Supplied entries:
* Start *
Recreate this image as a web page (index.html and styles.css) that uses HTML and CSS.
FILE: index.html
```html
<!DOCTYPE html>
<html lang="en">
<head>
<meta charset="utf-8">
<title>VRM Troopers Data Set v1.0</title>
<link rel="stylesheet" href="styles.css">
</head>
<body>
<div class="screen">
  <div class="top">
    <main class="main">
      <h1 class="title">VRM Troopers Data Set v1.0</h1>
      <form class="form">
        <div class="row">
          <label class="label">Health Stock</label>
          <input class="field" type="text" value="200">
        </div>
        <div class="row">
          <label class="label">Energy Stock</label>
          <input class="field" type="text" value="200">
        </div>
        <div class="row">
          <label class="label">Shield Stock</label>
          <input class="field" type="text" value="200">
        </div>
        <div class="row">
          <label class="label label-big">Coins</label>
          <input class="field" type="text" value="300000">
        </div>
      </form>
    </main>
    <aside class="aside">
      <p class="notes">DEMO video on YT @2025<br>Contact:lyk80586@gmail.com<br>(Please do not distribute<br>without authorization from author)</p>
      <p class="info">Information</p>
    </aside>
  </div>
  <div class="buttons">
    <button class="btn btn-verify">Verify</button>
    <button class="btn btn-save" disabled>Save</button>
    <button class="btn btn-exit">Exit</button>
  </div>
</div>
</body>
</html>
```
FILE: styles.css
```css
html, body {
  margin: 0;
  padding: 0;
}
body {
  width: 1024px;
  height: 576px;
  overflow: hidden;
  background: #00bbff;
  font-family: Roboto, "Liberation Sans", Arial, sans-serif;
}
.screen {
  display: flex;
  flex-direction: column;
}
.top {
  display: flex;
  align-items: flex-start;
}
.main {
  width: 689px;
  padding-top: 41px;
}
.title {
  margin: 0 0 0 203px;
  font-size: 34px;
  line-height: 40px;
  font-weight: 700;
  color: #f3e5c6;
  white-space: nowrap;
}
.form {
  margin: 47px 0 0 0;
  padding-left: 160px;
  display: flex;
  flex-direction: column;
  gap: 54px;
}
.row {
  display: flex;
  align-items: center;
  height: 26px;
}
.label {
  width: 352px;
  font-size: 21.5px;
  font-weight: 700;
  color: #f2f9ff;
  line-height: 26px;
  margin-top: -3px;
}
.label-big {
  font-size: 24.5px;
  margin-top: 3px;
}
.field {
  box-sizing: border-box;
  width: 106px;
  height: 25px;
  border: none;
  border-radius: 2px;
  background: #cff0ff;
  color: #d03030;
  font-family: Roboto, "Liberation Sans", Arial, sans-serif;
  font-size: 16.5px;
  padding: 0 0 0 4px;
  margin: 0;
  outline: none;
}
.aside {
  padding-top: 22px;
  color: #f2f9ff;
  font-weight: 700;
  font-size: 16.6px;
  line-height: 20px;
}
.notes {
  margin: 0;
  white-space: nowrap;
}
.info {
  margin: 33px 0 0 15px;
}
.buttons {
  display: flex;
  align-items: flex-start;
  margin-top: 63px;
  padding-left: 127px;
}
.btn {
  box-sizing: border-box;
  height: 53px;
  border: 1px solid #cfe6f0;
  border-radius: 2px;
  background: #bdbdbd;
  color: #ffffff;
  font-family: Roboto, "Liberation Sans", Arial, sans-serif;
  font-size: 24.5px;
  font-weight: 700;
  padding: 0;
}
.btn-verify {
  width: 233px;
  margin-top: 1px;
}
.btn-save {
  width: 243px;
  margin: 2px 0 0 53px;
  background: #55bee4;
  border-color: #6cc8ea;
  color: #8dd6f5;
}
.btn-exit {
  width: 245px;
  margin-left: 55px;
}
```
* End *
* Start *
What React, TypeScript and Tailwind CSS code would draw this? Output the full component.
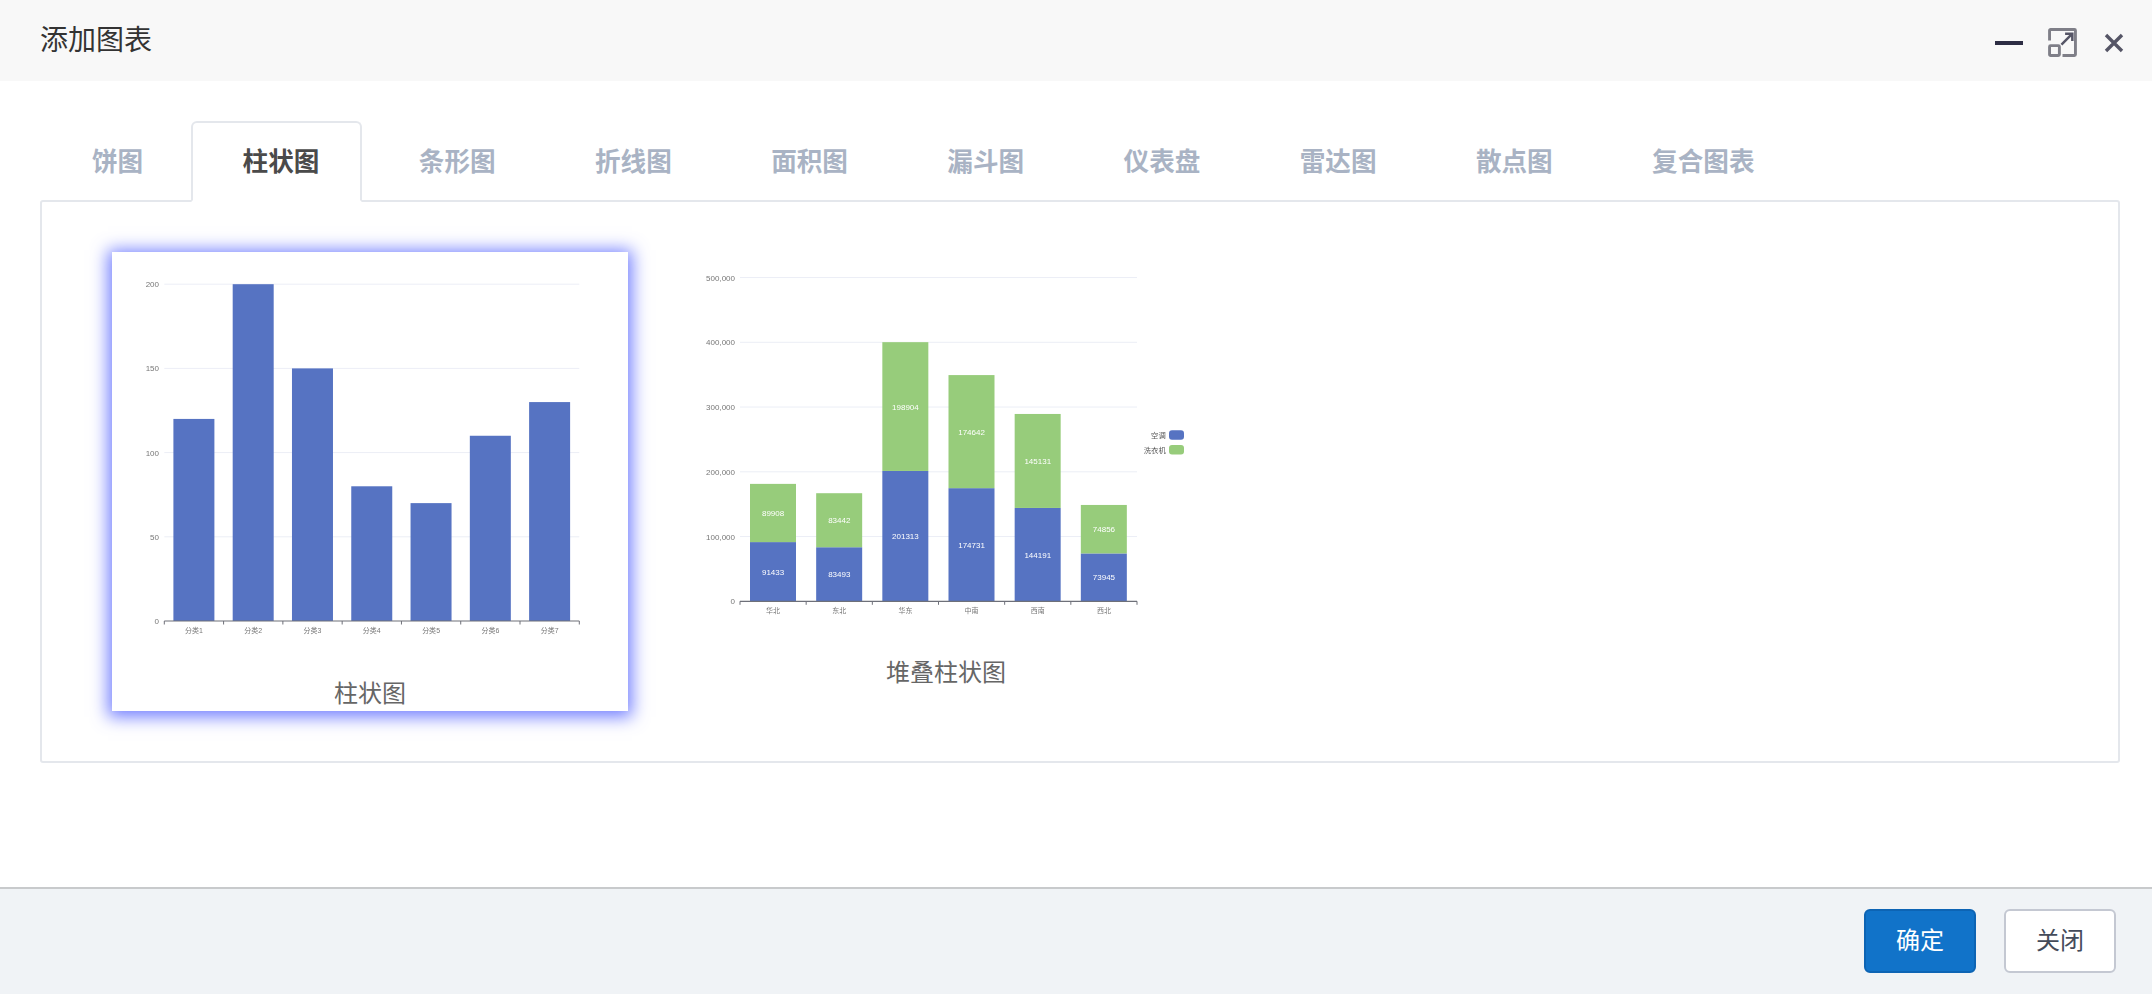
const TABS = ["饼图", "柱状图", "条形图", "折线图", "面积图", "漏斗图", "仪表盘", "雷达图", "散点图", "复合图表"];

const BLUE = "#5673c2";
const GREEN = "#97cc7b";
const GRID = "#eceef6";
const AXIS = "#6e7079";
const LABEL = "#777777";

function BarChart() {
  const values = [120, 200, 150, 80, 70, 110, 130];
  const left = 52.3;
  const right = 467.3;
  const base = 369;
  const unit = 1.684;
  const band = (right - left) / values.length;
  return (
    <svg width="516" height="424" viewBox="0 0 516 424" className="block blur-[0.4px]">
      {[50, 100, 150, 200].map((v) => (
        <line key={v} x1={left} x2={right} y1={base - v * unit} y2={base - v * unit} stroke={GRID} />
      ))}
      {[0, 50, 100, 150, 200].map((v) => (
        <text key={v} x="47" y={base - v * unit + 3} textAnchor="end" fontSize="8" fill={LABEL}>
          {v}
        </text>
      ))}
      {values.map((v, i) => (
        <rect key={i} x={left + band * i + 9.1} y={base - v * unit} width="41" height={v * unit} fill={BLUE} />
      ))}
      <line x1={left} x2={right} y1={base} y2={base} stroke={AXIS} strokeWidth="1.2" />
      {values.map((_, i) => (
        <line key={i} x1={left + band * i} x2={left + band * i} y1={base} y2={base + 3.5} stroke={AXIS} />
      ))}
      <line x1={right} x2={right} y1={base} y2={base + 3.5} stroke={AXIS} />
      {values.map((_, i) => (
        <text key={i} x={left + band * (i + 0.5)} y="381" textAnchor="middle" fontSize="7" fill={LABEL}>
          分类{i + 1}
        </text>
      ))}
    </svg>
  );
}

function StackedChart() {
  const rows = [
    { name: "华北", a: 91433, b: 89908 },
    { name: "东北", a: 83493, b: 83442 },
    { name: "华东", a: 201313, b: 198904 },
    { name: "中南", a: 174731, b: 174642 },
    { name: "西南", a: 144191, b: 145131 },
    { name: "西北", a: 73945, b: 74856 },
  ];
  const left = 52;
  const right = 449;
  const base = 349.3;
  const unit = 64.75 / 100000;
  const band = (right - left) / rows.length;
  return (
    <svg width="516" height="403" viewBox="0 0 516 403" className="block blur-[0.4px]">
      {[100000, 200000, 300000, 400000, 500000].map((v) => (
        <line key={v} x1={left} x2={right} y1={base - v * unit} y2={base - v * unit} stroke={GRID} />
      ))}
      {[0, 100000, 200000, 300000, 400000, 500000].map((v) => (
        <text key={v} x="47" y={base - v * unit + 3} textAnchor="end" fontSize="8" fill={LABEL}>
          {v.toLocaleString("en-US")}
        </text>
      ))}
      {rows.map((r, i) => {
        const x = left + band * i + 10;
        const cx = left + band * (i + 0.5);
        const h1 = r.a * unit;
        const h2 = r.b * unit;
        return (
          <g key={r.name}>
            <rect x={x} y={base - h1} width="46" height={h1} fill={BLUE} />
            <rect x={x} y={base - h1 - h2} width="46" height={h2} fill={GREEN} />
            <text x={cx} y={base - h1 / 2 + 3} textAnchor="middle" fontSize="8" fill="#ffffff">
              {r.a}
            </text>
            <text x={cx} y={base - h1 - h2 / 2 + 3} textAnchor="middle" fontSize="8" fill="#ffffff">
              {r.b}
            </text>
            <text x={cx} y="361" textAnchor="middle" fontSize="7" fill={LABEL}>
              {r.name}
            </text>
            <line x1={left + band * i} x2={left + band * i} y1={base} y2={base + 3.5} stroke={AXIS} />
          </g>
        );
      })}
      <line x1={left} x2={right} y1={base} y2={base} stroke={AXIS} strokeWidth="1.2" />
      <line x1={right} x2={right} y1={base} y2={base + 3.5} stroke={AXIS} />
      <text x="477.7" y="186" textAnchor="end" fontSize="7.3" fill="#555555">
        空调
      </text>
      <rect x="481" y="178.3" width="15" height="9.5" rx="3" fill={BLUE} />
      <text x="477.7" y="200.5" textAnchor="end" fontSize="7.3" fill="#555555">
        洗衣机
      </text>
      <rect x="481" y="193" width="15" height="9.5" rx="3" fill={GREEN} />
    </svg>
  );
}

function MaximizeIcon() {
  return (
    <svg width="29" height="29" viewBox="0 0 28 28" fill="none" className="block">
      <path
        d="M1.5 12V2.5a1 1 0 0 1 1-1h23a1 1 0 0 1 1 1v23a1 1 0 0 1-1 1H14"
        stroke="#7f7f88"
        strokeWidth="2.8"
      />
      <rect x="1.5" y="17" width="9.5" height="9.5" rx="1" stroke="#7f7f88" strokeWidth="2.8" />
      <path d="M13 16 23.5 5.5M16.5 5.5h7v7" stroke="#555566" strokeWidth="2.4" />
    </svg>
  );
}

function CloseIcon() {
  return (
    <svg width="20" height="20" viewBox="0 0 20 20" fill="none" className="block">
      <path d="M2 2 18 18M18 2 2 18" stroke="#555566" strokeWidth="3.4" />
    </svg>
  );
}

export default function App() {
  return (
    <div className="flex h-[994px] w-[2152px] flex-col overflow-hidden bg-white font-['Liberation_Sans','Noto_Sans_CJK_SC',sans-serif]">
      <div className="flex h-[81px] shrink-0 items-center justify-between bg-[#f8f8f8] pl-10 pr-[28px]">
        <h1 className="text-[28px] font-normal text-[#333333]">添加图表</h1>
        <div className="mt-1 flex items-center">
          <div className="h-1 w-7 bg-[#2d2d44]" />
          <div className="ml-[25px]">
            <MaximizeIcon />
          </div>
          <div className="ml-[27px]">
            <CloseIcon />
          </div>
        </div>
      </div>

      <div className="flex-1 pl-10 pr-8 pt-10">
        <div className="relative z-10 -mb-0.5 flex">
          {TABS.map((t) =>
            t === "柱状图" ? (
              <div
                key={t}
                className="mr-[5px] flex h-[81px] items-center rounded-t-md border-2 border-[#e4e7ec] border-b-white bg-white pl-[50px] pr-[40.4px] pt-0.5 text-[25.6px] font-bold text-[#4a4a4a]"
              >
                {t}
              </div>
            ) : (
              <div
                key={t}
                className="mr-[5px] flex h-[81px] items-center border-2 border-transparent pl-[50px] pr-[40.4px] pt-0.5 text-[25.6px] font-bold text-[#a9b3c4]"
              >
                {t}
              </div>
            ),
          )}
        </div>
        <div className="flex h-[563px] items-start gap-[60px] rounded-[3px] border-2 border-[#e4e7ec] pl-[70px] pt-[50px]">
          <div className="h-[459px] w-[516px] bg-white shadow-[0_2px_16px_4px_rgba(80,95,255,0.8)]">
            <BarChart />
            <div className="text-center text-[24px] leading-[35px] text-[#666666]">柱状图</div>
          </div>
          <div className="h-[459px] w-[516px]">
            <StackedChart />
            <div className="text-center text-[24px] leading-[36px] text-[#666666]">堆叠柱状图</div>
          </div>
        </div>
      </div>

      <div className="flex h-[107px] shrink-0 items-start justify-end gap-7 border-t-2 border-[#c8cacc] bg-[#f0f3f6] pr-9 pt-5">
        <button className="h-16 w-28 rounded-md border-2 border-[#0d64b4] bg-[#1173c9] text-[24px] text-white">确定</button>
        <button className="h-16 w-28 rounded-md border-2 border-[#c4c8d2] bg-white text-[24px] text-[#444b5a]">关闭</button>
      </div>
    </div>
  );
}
* End *
Work instructions: Check every line for "styles" and show the ones that have it.

Result below:
Recreate this image as a web page (index.html and styles.css) that uses HTML and CSS.
<link rel="stylesheet" href="styles.css">
FILE: styles.css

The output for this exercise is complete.